10億円以上の額を金融機関等から借り入れて不動産を購入するのは富裕層にしかできない節税対策です。これでは実質的な租税負担の公平が保たれているとはいえないと最高裁は判断したのです。
マンション一室の課税基準の見直し
従来からマンションの相続税評価額と市場価格の乖離が問題視されており、今回紹介した最高裁判決もあったことから、国税庁は令和5年10月6日に「居住用の区分所有財産の評価について」という通達を公表し、令和6年1月1日より、居住用マンション一室の評価方法が変わることになりました。
戸建て住宅の場合、相続税評価額は市場価格の6割程度といわれており、それに平仄を合わせる形で、評価額が市場価格の6割程度になるように計算方法が定められました。
参考: 「居住用の区分所有財産」の評価が変わりました|国税庁
今後の相続税対策に与える影響
令和6年8月28日に、非上場株の相続を巡り、国税当局が総則6項を適用したものの、高裁でも納税者勝訴となり、国が最高裁への上告を断念することになりました。
これは今回ご紹介した令和4年の最高裁判決が強く影響を及ぼした格好となっており、相続税評価額と市場価格の乖離があるだけではなく、評価通達によらない、他の納税者と違う評価方法を採用することに租税負担の公平となる合理的な理由がないとされています。今後は相続税評価額と市場価格の乖離だけでは、総則6項の適用は難しくなるでしょう。

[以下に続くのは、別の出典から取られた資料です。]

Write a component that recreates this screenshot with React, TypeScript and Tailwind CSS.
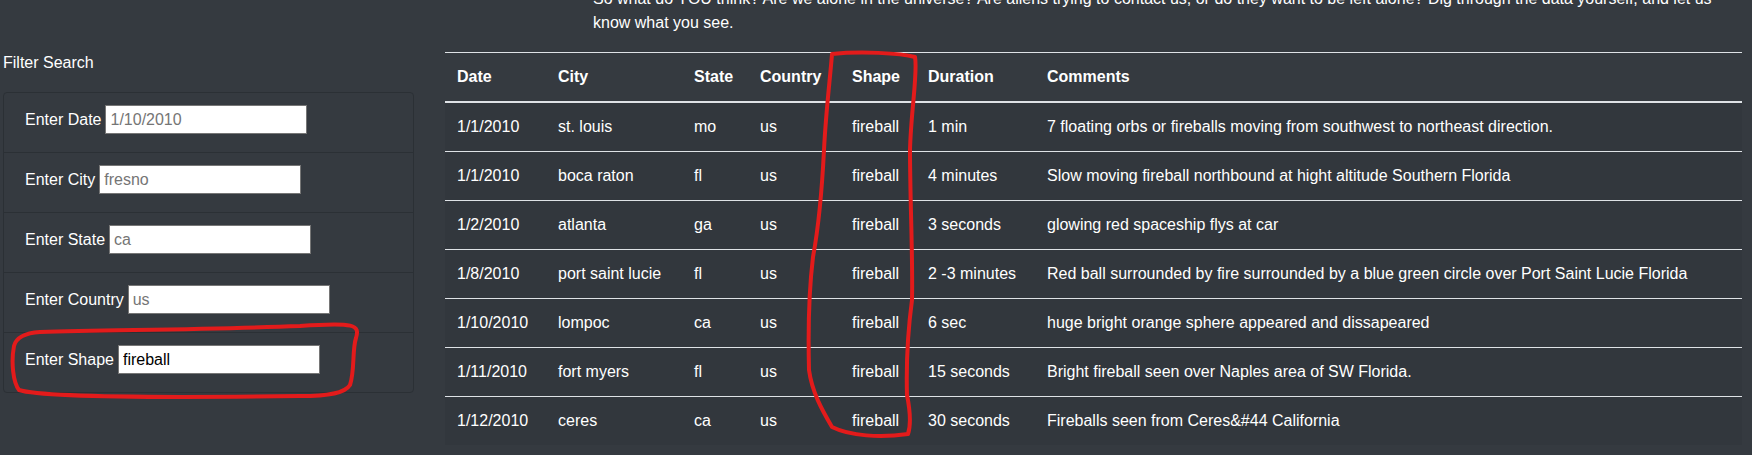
import React from 'react'

const ROWS = [
  ['1/1/2010', 'st. louis', 'mo', 'us', 'fireball', '1 min', '7 floating orbs or fireballs moving from southwest to northeast direction.'],
  ['1/1/2010', 'boca raton', 'fl', 'us', 'fireball', '4 minutes', 'Slow moving fireball northbound at hight altitude Southern Florida'],
  ['1/2/2010', 'atlanta', 'ga', 'us', 'fireball', '3 seconds', 'glowing red spaceship flys at car'],
  ['1/8/2010', 'port saint lucie', 'fl', 'us', 'fireball', '2 -3 minutes', 'Red ball surrounded by fire surrounded by a blue green circle over Port Saint Lucie Florida'],
  ['1/10/2010', 'lompoc', 'ca', 'us', 'fireball', '6 sec', 'huge bright orange sphere appeared and dissapeared'],
  ['1/11/2010', 'fort myers', 'fl', 'us', 'fireball', '15 seconds', 'Bright fireball seen over Naples area of SW Florida.'],
  ['1/12/2010', 'ceres', 'ca', 'us', 'fireball', '30 seconds', 'Fireballs seen from Ceres&#44 California'],
]

const HEADERS = ['Date', 'City', 'State', 'Country', 'Shape', 'Duration', 'Comments']
const COL_WIDTHS = [101, 136, 66, 92, 76, 119, 707]

const FILTERS = [
  { label: 'Enter Date', placeholder: '1/10/2010' },
  { label: 'Enter City', placeholder: 'fresno' },
  { label: 'Enter State', placeholder: 'ca' },
  { label: 'Enter Country', placeholder: 'us' },
  { label: 'Enter Shape', value: 'fireball' },
]

function FilterItem({ label, placeholder, value, first }: { label: string; placeholder?: string; value?: string; first: boolean }) {
  return (
    <li className={`flex items-start pt-[12px] pl-[21px] ${first ? 'h-[59px]' : 'h-[60px] border-t border-[#2b3035]'}`}>
      <div className="flex items-center h-[29px]">
        <label className="mr-[4px] text-white text-[16px] leading-6">{label}</label>
        <input
          className="w-[202px] h-[29px] border border-[#767676] bg-white px-[4px] text-[16px] text-black placeholder:text-[#757575] outline-none"
          placeholder={placeholder}
          defaultValue={value}
          readOnly
        />
      </div>
    </li>
  )
}

export default function App() {
  return (
    <div className="relative w-full h-[455px] overflow-hidden bg-[#353a40] text-white font-['Liberation_Sans',Arial,sans-serif] text-[16px]">
      <div className="flex">
        {/* Left: filters */}
        <aside className="w-[438px] shrink-0 pt-[51px]">
          <div className="pl-[3px] leading-6 mb-[17px]">Filter Search</div>
          <ul className="ml-[3px] w-[411px] border border-[#2b3035] rounded">
            {FILTERS.map((f, i) => (
              <FilterItem key={f.label} {...f} first={i === 0} />
            ))}
          </ul>
        </aside>

        {/* Right: intro + table */}
        <main className="flex-1">
          <p className="ml-[155px] mt-[-13px] mb-[17px] leading-6 whitespace-nowrap">
            So what do YOU think? Are we alone in the universe? Are aliens trying to contact us, or do they want to be left alone? Dig through the data yourself, and let us
            <br />
            know what you see.
          </p>
          <table className="ml-[7px] w-[1297px] table-fixed border-separate border-spacing-0 text-left">
            <colgroup>
              {COL_WIDTHS.map((w, i) => (
                <col key={i} style={{ width: w }} />
              ))}
            </colgroup>
            <thead>
              <tr>
                {HEADERS.map(h => (
                  <th key={h} className="px-3 py-3 leading-6 font-bold border-t border-b-2 border-[#dee2e6]">
                    {h}
                  </th>
                ))}
              </tr>
            </thead>
            <tbody className="bg-[#32373d]">
              {ROWS.map((row, i) => (
                <tr key={i}>
                  {row.map((cell, j) => (
                    <td
                      key={j}
                      className={`px-3 py-3 leading-6 whitespace-nowrap ${i === 0 ? '' : 'border-t border-[#dee2e6]'}`}
                    >
                      {cell}
                    </td>
                  ))}
                </tr>
              ))}
            </tbody>
          </table>
        </main>
      </div>

      {/* Red hand-drawn annotations */}
      <svg className="absolute inset-0 pointer-events-none" width="1752" height="455" viewBox="0 0 1752 455" fill="none">
        <path
          d="M 14 346 C 11 362, 13 382, 19 390 C 40 397, 150 398, 300 396 C 330 396, 345 393, 350 385 C 355 370, 352 350, 356 338 C 360 325, 355 322, 300 326 C 220 329, 120 330, 40 332 C 25 333, 16 338, 14 346 Z"
          stroke="#e31b1b"
          strokeWidth="4"
          strokeLinejoin="round"
        />
        <path
          d="M 832 54 C 860 51, 900 53, 915 57 C 918 72, 911 110, 910 150 C 910 200, 913 260, 912 300 C 908 330, 906 360, 907 395 C 910 410, 911 425, 908 434 C 880 438, 850 436, 832 427 C 822 410, 812 392, 809 370 C 808 330, 809 290, 813 257 C 818 230, 822 190, 824 150 C 826 110, 830 80, 832 54 Z"
          stroke="#e31b1b"
          strokeWidth="4"
          strokeLinejoin="round"
        />
      </svg>
    </div>
  )
}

最後に、筆者として気にかかるのは、今回の令和4年の最高裁判決の被相続人が購入したマンションは一棟ものであり、マンション一室ではなかったことです。個別通達はマンション一室の場合に適用があり、一棟ものは関係ありません。つまり、この最高裁判決に出てくるような不動産(マンション一棟)を購入して相続税負担を軽くする手法はいまだに健在なのです。